Given instruction -
Quote the whole listing word for word. Do not include the pictures.

Available data -
>> START

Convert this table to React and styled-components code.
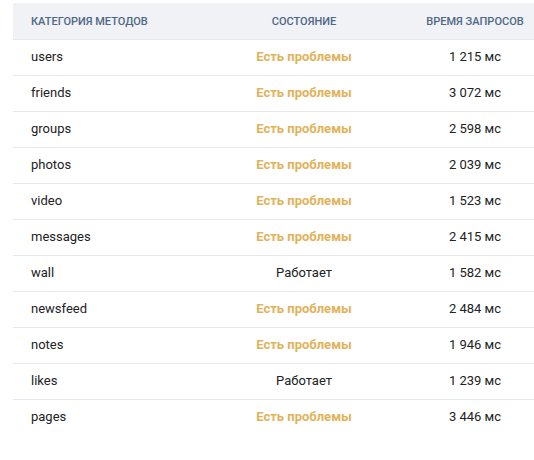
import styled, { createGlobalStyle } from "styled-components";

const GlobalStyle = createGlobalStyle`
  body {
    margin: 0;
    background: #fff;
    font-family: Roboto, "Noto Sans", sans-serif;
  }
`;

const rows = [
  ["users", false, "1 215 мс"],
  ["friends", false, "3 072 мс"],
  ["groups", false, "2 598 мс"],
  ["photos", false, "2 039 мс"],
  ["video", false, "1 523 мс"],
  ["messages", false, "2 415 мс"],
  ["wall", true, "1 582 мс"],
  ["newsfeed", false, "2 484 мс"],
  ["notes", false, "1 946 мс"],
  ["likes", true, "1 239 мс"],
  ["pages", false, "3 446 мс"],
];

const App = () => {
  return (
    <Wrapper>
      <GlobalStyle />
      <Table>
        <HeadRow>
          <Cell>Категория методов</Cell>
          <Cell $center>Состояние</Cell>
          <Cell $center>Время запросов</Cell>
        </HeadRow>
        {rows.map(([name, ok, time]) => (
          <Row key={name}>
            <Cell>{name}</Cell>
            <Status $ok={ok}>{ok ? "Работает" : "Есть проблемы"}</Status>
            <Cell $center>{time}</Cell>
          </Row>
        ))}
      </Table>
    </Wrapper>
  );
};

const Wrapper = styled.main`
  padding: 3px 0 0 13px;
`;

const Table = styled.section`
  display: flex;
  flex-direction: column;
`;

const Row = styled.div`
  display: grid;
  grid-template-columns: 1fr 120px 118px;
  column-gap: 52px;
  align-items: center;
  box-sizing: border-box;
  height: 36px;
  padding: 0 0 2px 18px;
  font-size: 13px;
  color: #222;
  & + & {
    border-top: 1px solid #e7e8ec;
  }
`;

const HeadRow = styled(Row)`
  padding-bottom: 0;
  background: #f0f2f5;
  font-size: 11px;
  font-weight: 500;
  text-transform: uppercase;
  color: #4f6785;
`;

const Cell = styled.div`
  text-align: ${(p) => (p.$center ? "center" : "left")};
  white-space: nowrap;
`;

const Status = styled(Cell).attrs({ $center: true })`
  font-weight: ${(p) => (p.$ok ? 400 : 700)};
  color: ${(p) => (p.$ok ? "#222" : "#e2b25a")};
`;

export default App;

>> END

Reply to the task -
Convert this table to React and styled-components code.
import styled, { createGlobalStyle } from "styled-components";

const GlobalStyle = createGlobalStyle`
  body {
    margin: 0;
    background: #fff;
    font-family: Roboto, "Noto Sans", sans-serif;
  }
`;

const rows = [
  ["users", false, "1 215 мс"],
  ["friends", false, "3 072 мс"],
  ["groups", false, "2 598 мс"],
  ["photos", false, "2 039 мс"],
  ["video", false, "1 523 мс"],
  ["messages", false, "2 415 мс"],
  ["wall", true, "1 582 мс"],
  ["newsfeed", false, "2 484 мс"],
  ["notes", false, "1 946 мс"],
  ["likes", true, "1 239 мс"],
  ["pages", false, "3 446 мс"],
];

const App = () => {
  return (
    <Wrapper>
      <GlobalStyle />
      <Table>
        <HeadRow>
          <Cell>Категория методов</Cell>
          <Cell $center>Состояние</Cell>
          <Cell $center>Время запросов</Cell>
        </HeadRow>
        {rows.map(([name, ok, time]) => (
          <Row key={name}>
            <Cell>{name}</Cell>
            <Status $ok={ok}>{ok ? "Работает" : "Есть проблемы"}</Status>
            <Cell $center>{time}</Cell>
          </Row>
        ))}
      </Table>
    </Wrapper>
  );
};

const Wrapper = styled.main`
  padding: 3px 0 0 13px;
`;

const Table = styled.section`
  display: flex;
  flex-direction: column;
`;

const Row = styled.div`
  display: grid;
  grid-template-columns: 1fr 120px 118px;
  column-gap: 52px;
  align-items: center;
  box-sizing: border-box;
  height: 36px;
  padding: 0 0 2px 18px;
  font-size: 13px;
  color: #222;
  & + & {
    border-top: 1px solid #e7e8ec;
  }
`;

const HeadRow = styled(Row)`
  padding-bottom: 0;
  background: #f0f2f5;
  font-size: 11px;
  font-weight: 500;
  text-transform: uppercase;
  color: #4f6785;
`;

const Cell = styled.div`
  text-align: ${(p) => (p.$center ? "center" : "left")};
  white-space: nowrap;
`;

const Status = styled(Cell).attrs({ $center: true })`
  font-weight: ${(p) => (p.$ok ? 400 : 700)};
  color: ${(p) => (p.$ok ? "#222" : "#e2b25a")};
`;

export default App;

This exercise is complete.